The original Scream was in kicky dialogue with other horror properties. But now—with its baked-in legacy of fictional Stab films, based on the events depicted in the 1996 film—everything in the Scream-iverse is self-contained, sealed off from the outside world and thus given less to build off of and reinterpret. Watching the 2022 film, one wishes that they’d just cut bait and made something entirely new.

That wouldn’t fit the demands of a franchise-mad industry, so we were served this hybrid thing instead. A cast of new talent—among them Melissa Barrera (In the Heights), Jack Quaid (The Boys), Jenna Ortega (You), and Jasmin Savoy Brown (Yellowjackets)—now populates Woodsboro, CA, stalked by the haunt of the murders that took place there a quarter-century ago. A new Ghostface killer has emerged, targeting Barrera’s character, Sam, in specific. What could be afoot here, and what does it have to do with the past?

Scream goes about answering those questions in perfunctory fashion. The film looks pallid and cheap, with pretty much zero nod to the style and panache of Wes Craven’s original. The jokes are heavily telegraphed as Clever Jokes, the references to cinema culture and film structure landing as obligation rather than organic bursts of analytical wit. It’s fun to listen to a Scream character go to bat for “elevated horror,” the fancy prestige kind of spooky stuff seen recently in films like Hereditary and Get Out. But this is a film that can’t really afford to make us think of other, better things. 

Because the old series mainstays must be brought back—Neve Campbell’s perpetually imperiled Sydney, Courteney Cox’s shrewd TV newswoman Gale, David Arquette’s hapless local deputy Dewey—the film has to pause (and pause and pause) for their introduction into this new-ish ecosystem. After all that digression, they’re awkwardly shoehorned into the action. Neither veteran nor rookie is served well by this approach.

The pleasure, and shock, of the first Scream was how well we got to know the core kids before they were either murdered or revealed as the killers. In the new version, there are only a few scattered scenes with the youth of Woodsboro before they’re villainized or viciously stabbed. The old-timers register keenly, as they always have, but their screen time is dismayingly limited. They’re something more than cameos but definitely less than starring roles. 

Maybe it’s the most meta thing of all that this movie, so hung up on the problems of franchise filmmaking, makes many of the same blunders it bemoans. But I don’t think that was the intent of the new Scream, to merely offer itself up as exasperated, cynical comment. No, it seems that there is a design to begin a whole new thing here, to set up the surviving characters for further confrontations with knife-wielding maniacs as they act in response to the developing mores of the horror genre, and of the broader entertainment industry. Scream provides an awfully rickety foundation for such ambition, distinguishing itself mostly in its sorry contrast to the veritable feast we were served 25 years ago. 

Self-identified true fans (true believers, even) may disagree.

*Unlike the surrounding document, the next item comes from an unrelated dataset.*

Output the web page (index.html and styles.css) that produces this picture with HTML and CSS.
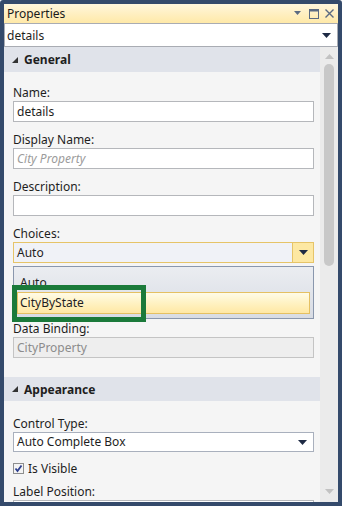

Though the film does take admirable pains to push back at the totalizing entitlement of online fan culture, it is also deeply invested in its positive attention. It dresses up its coldly economic calculation in the argot of contemporary awareness, as pointed as a think piece and self-deprecating enough to acknowledge its active role in the very culture it critiques. In that way, Scream invites its die-hard fans into the conversation, into the joke, yet puts them at a distance. It’s neither fan service nor anti-fan service, just as it’s not quite a sequel and not quite a reboot. Whatever it is, it’s not much of a movie.